In this chapter we have reviewed the structure and dynamics of the radiation belts from a scientific perspective. We have described our present understanding of the acceleration, transport, and loss of particles across the inner Van Allen zone, the slot region, and the outer Van Allen belt. We have shown how recent comprehensive observations have revealed new and unexpected aspects of the radiation belt properties. While many features of the radiation belts depend on external forcing of the system by the ambient solar wind near Earth, there still is a pressing requirement to make continual observations throughout the belts. The complexity and diversity of responses of both inner and outer zone properties are quite striking and, thus, we still do not have the knowledge to predict radiation belt properties at key locations based solely upon solar and solar wind forcing parameters.

As described in this chapter, the radiation belts are an integral part of the overall magnetospheric environment of Earth. As such, the Van Allen belts are intimately coupled to the ring current, plasmasphere, ionosphere, and magnetotail regions of our planet. The ebb and flow of cold plasmas and the electromagnetic waves these plasmas support play an essential role in the acceleration and loss of radiation belt particles. We also are finding new evidence that human activities such as powerful ground-based radio transmitters can directly affect the structure and dynamics of the radiation belts.

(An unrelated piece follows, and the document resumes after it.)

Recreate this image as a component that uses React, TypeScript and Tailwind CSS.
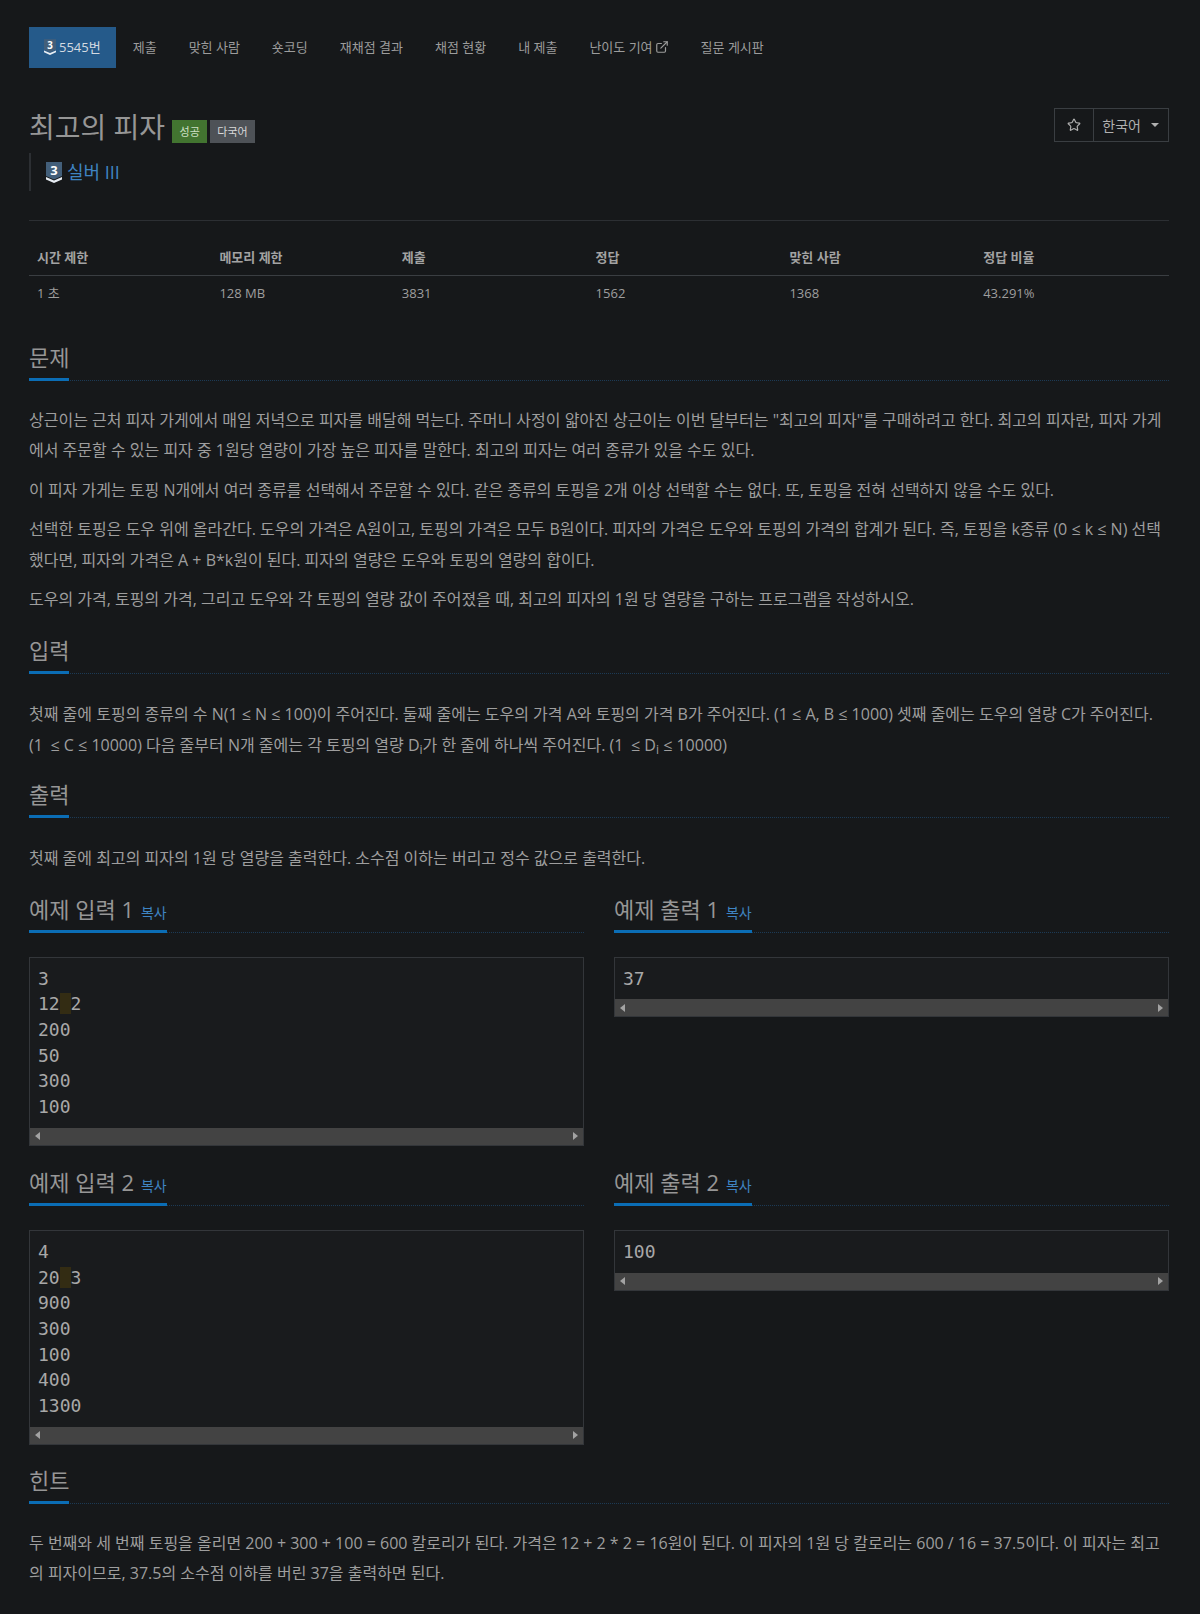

Quite importantly, there is ample evolving evidence that the loss of radiation belt particles into the Earth’s atmosphere can have profound effects on the chemistry and electrodynamic state of our planet. This means that the coupling from the radiation belts into the mesosphere and stratosphere must be actively considered as contributing to the richly varying properties of the overall atmospheric system. This fact amplifies the importance of studying and monitoring the state of Earth’s radiation belts now and into the future.